Guards were paid hourly for their time spent patrolling the worksite. On-call time was not compensated unless an alarm or other circumstances required that they conduct an investigation or they waited for, or were denied, a receiver. If three or more hours of investigation occurred during on-call time, the guard was paid for the full eight hours.
A trial court granted summary judgment for the guards, holding that CPS’s compensation policy violated Wage Order 4. An appellate panel agreed, although it carved out an exception for an eight-hour period of sleep for guards working a 24-hour shift.
The state’s highest court affirmed that the on-call policy violated state law and went a step further, concluding that CPS could not exclude time spent sleeping from 24-hour shifts.
An employee who is subject to an employer’s control does not have to be working during that time to be compensated, the court said.
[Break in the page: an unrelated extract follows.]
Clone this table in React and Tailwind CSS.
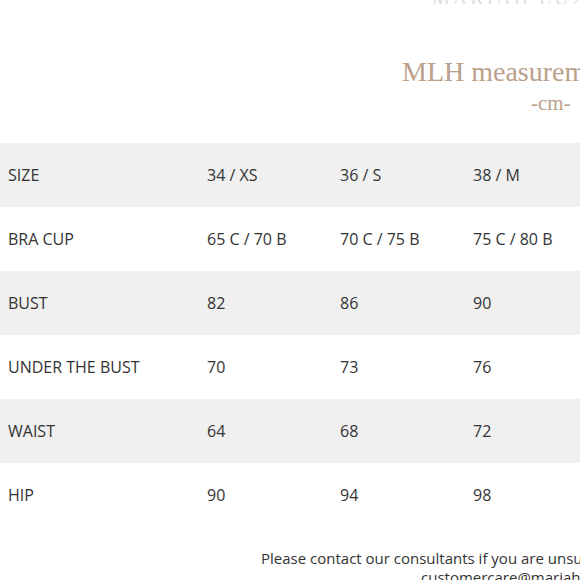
const ROWS = [
  ['SIZE', '34 / XS', '36 / S', '38 / M'],
  ['BRA CUP', '65 C / 70 B', '70 C / 75 B', '75 C / 80 B'],
  ['BUST', '82', '86', '90'],
  ['UNDER THE BUST', '70', '73', '76'],
  ['WAIST', '64', '68', '72'],
  ['HIP', '90', '94', '98'],
];

export default function App() {
  return (
    <div className="w-[580px] h-[580px] overflow-hidden bg-white relative">
      {/* tail of the heading above, cut by the crop */}
      <div className="h-[4px] overflow-hidden">
        <div className="-mt-[17px] pl-[432px] whitespace-nowrap text-[#dddddd] text-[20px] tracking-[3px]" style={{ fontFamily: '"Liberation Serif", serif' }}>
          MARIAH LUXURY HOME
        </div>
      </div>

      <div className="pt-[51px] pl-[402px] whitespace-nowrap text-[#bba08a] text-[28px] leading-[34px]" style={{ fontFamily: '"Liberation Serif", serif' }}>
        MLH measurement guide
      </div>
      <div className="pt-[1px] pl-[531px] whitespace-nowrap text-[#bba08a] text-[21px] leading-[26px]" style={{ fontFamily: '"Liberation Serif", serif' }}>
        -cm-
      </div>

      <div className="mt-[27px] text-[#333333] text-[16px]" style={{ fontFamily: '"Open Sans", sans-serif' }}>
        {ROWS.map((r, i) => (
          <div key={r[0]} className={`flex items-center h-[64px] whitespace-nowrap ${i % 2 === 0 ? 'bg-[#f0f0f0]' : 'bg-white'}`}>
            <div className="w-[207px] shrink-0 pl-[8px]">{r[0]}</div>
            <div className="w-[133px] shrink-0">{r[1]}</div>
            <div className="w-[133px] shrink-0">{r[2]}</div>
            <div className="w-[133px] shrink-0">{r[3]}</div>
          </div>
        ))}
      </div>

      <div className="pt-[22px] text-[#333333] text-[15px] leading-[19px] whitespace-nowrap" style={{ fontFamily: '"Open Sans", sans-serif' }}>
        <div className="pl-[261px]">Please contact our consultants if you are unsure of your size</div>
        <div className="pl-[421px]">customercare@mariahluxuryhome.com</div>
      </div>
    </div>
  );
}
Factors used to determine the extent of an employer’s control include whether the on-call employee could easily trade on-call responsibilities, whether the employee actually engaged in personal activities during on-call time, whether an on-premises living requirement existed, and whether the on-call time is spent primarily for the benefit of the employer and its business.
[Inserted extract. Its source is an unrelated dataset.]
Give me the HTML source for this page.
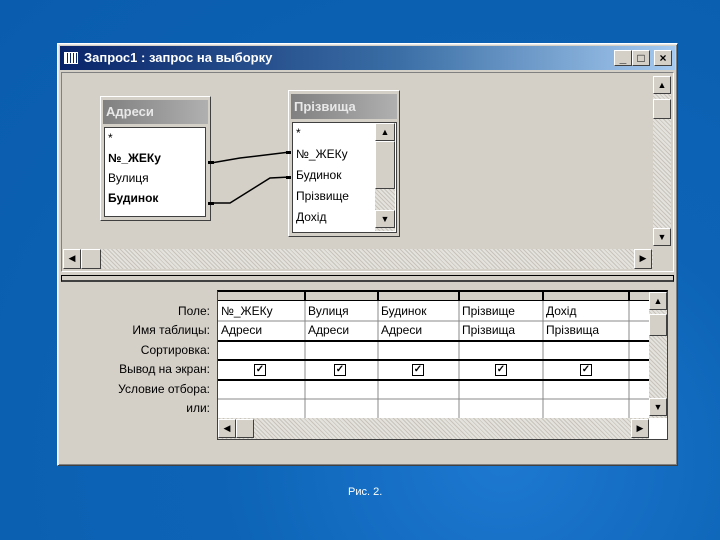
<!DOCTYPE html><html><head><meta charset="utf-8"><style>
*{margin:0;padding:0;box-sizing:border-box}
body{width:720px;height:540px;overflow:hidden;position:relative;background:radial-gradient(ellipse at 70% 85%,#1d78d0 0%,#0d64b6 40%,#0a5cae 100%);font-family:"Liberation Sans",sans-serif;font-size:12px}
.a{position:absolute}
.win{left:57px;top:43px;width:621px;height:423px;background:#d4d0c8;border:1px solid #fff;border-right-color:#404040;border-bottom-color:#404040;box-shadow:inset 1px 1px #e8e8e8,inset -1px -1px #808080}
.title{left:60px;top:46px;width:615px;height:24px;background:linear-gradient(90deg,#0a246a,#3a6ea5 55%,#a6caf0);color:#fff;font-weight:bold;font-size:13px;line-height:24px;padding-left:24px}
.btn{width:18px;height:16px;background:#d4d0c8;border:1px solid #fff;border-right-color:#404040;border-bottom-color:#404040;top:50px;font-size:12px;text-align:center;line-height:14px;color:#000;font-weight:bold}
.pane{background:#d4d0c8;border:1px solid #808080;border-right-color:#fff;border-bottom-color:#fff}
.dot{background-color:#e4e2dc;background-image:repeating-linear-gradient(45deg,#c8c4bc 0 1px,transparent 1px 3px)}
.sb{width:18px;height:18px;background:#d4d0c8;border:1px solid #fff;border-right-color:#404040;border-bottom-color:#404040;font-size:9px;text-align:center;line-height:16px}
.tbl{background:#d4d0c8;border:1px solid #fff;border-right-color:#404040;border-bottom-color:#404040}
.th{color:#e8e8e8;font-weight:bold;font-size:13px;background:linear-gradient(90deg,#808080,#b0b0b0);padding-left:3px}
.lst{background:#fff;border:1px solid #404040;font-size:12px;line-height:20px;padding-left:3px}
.lbl{right:510px;text-align:right;font-size:12px;color:#000}
.cell{font-size:12px;padding-left:3px;line-height:19px}
.cb{width:12px;height:12px;border:1px solid #000;background:#fff;font-size:10px;line-height:10px;text-align:center;font-weight:bold}
</style></head><body>
<div class="a win"></div>
<div class="a title">Запрос1 : запрос на выборку</div>
<div class="a" style="left:64px;top:52px;width:14px;height:12px;background:repeating-linear-gradient(90deg,#fff 0 2px,#0a246a 2px 3px);border:1px solid #fff"></div>
<div class="a btn" style="left:614px">_</div>
<div class="a btn" style="left:632px">□</div>
<div class="a btn" style="left:654px">×</div>
<div class="a pane" style="left:61px;top:72px;width:613px;height:200px"></div>
<div class="a dot" style="left:653px;top:94px;width:18px;height:134px"></div>
<div class="a sb" style="left:653px;top:76px">▲</div>
<div class="a sb" style="left:653px;top:99px;height:20px"></div>
<div class="a sb" style="left:653px;top:228px">▼</div>
<div class="a dot" style="left:63px;top:249px;width:590px;height:20px"></div>
<div class="a sb" style="left:63px;top:249px;height:20px">◀</div>
<div class="a sb" style="left:81px;top:249px;height:20px;width:20px"></div>
<div class="a sb" style="left:634px;top:249px;height:20px">▶</div>
<div class="a" style="left:61px;top:275px;width:613px;height:7px;border:1px solid #000;border-bottom:2px solid #404040;background:#d4d0c8"></div>

<div class="a tbl" style="left:100px;top:96px;width:111px;height:125px"></div>
<div class="a th" style="left:103px;top:100px;width:105px;height:24px;line-height:24px">Адреси</div>
<div class="a lst" style="left:104px;top:127px;width:102px;height:90px">*<br><b>№_ЖЕКу</b><br>Вулиця<br><b>Будинок</b></div>

<div class="a tbl" style="left:288px;top:90px;width:112px;height:147px"></div>
<div class="a th" style="left:291px;top:94px;width:106px;height:25px;line-height:25px">Прізвища</div>
<div class="a lst" style="left:292px;top:122px;width:105px;height:111px;line-height:21px">*<br>№_ЖЕКу<br>Будинок<br>Прізвище<br>Дохід</div>
<div class="a dot" style="left:375px;top:123px;width:20px;height:108px"></div>
<div class="a sb" style="left:375px;top:123px;width:20px">▲</div>
<div class="a sb" style="left:375px;top:141px;width:20px;height:48px"></div>
<div class="a sb" style="left:375px;top:210px;width:20px">▼</div>
<svg class="a" style="left:0;top:0" width="720" height="540"><g stroke="#000" stroke-width="1.5" fill="none"><path d="M211 163 L240 158 L290 152"/><path d="M211 203 L230 203 L270 178 L290 177"/></g><rect x="208" y="161" width="6" height="3"/><rect x="208" y="202" width="6" height="3"/><rect x="286" y="151" width="5" height="3"/><rect x="286" y="176" width="5" height="3"/></svg>

<div class="a lbl" style="top:304px">Поле:</div>
<div class="a lbl" style="top:323px">Имя таблицы:</div>
<div class="a lbl" style="top:343px">Сортировка:</div>
<div class="a lbl" style="top:362px">Вывод на экран:</div>
<div class="a lbl" style="top:382px">Условие отбора:</div>
<div class="a lbl" style="top:401px">или:</div>

<div class="a" style="left:217px;top:290px;width:451px;height:150px;background:#fff;border:1px solid #404040;border-top:2px solid #000"></div>
<div class="a" style="left:218px;top:292px;width:431px;height:9px;background:#d4d0c8;border-bottom:1px solid #000"></div>
<svg class="a" style="left:0;top:0" width="720" height="540"><g stroke="#888"><path d="M305 292V418M378 292V418M459 292V418M543 292V418M629 292V418M218 321H649M218 379.5H649M218 399H649"/></g><g stroke="#000" stroke-width="2"><path d="M218 341H649M218 360H649M218 380H649M305 292V301M378 292V301M459 292V301M543 292V301M629 292V301"/></g></svg>
<div class="a cell" style="left:218px;top:302px">№_ЖЕКу</div>
<div class="a cell" style="left:305px;top:302px">Вулиця</div>
<div class="a cell" style="left:378px;top:302px">Будинок</div>
<div class="a cell" style="left:459px;top:302px">Прізвище</div>
<div class="a cell" style="left:543px;top:302px">Дохід</div>
<div class="a cell" style="left:218px;top:321px">Адреси</div>
<div class="a cell" style="left:305px;top:321px">Адреси</div>
<div class="a cell" style="left:378px;top:321px">Адреси</div>
<div class="a cell" style="left:459px;top:321px">Прізвища</div>
<div class="a cell" style="left:543px;top:321px">Прізвища</div>
<div class="a cb" style="left:254px;top:364px">✓</div>
<div class="a cb" style="left:334px;top:364px">✓</div>
<div class="a cb" style="left:412px;top:364px">✓</div>
<div class="a cb" style="left:495px;top:364px">✓</div>
<div class="a cb" style="left:580px;top:364px">✓</div>
<div class="a dot" style="left:649px;top:292px;width:18px;height:126px"></div>
<div class="a sb" style="left:649px;top:292px">▲</div>
<div class="a sb" style="left:649px;top:314px;height:22px"></div>
<div class="a sb" style="left:649px;top:398px">▼</div>
<div class="a dot" style="left:218px;top:418px;width:431px;height:21px"></div>
<div class="a sb" style="left:218px;top:419px;height:19px">◀</div>
<div class="a sb" style="left:236px;top:419px;height:19px"></div>
<div class="a sb" style="left:631px;top:419px;height:19px">▶</div>
<div class="a" style="left:348px;top:486px;color:#fff;font-size:11px">Рис. 2.</div>
</body></html>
“The guards here were required to ‘reside’ in their trailers as a condition of employment and spend on-call hours in their trailers or elsewhere at the worksite. They were obliged to respond, immediately and in uniform, if they were contacted by a dispatcher or became aware of suspicious activity. Guards could not easily trade on-call responsibilities. They could only request relief from a dispatcher and wait to see if a reliever was available. If no relief could be secured, as happened on occasion, guards could not leave the worksite,” the court wrote. “CPS exerted control in a variety of other ways. Even if relieved, guards had to report where they were going, were subject to recall, and could be no more than 30 minutes away from the site. Restrictions were placed on nonemployee visitors, pets, and alcohol use.”
The guards’ on-call time was spent primarily for the benefit of CPS, the court added. The company based its business model on the idea that construction sites need an active security presence around the clock to deter theft and vandalism. “Thus, even when not actively responding to disturbances, guards’ ‘mere presence’ was integral to CPS’ business,” the court said. “Indeed, the parties also stipulated that CPS would have been in breach of its service agreement had a guard or reliever not been at the worksite during all contracted for hours.”
Analogizing to listening to music and drinking coffee while working in an office setting, the court rejected CPS’s argument that because the on-call guards engaged in personal activities ranging from watching TV to showering to browsing the Internet, the time was not compensable.
“The fact that guards could engage in limited personal activities does not lessen the extent of CPS’s control,” the court said. “It is the extent of employer control here that renders on-call time compensable hours worked under Wage Order 4.”
CPS’s fallback position, that federal regulations treat on-call time as generally uncompensated, also failed to sway the court, which noted that California is free to offer greater protection to employees than federal law.
What about sleeping? Sleep time may not be excluded from the 24-hour shifts, the court wrote, finding no evidence that a federal regulation permitting the exclusion of eight hours of sleep time was incorporated into the wage order and declining to adopt the “vacillating and contradictory” viewpoint of the state’s Department of Labor Standards Enforcement.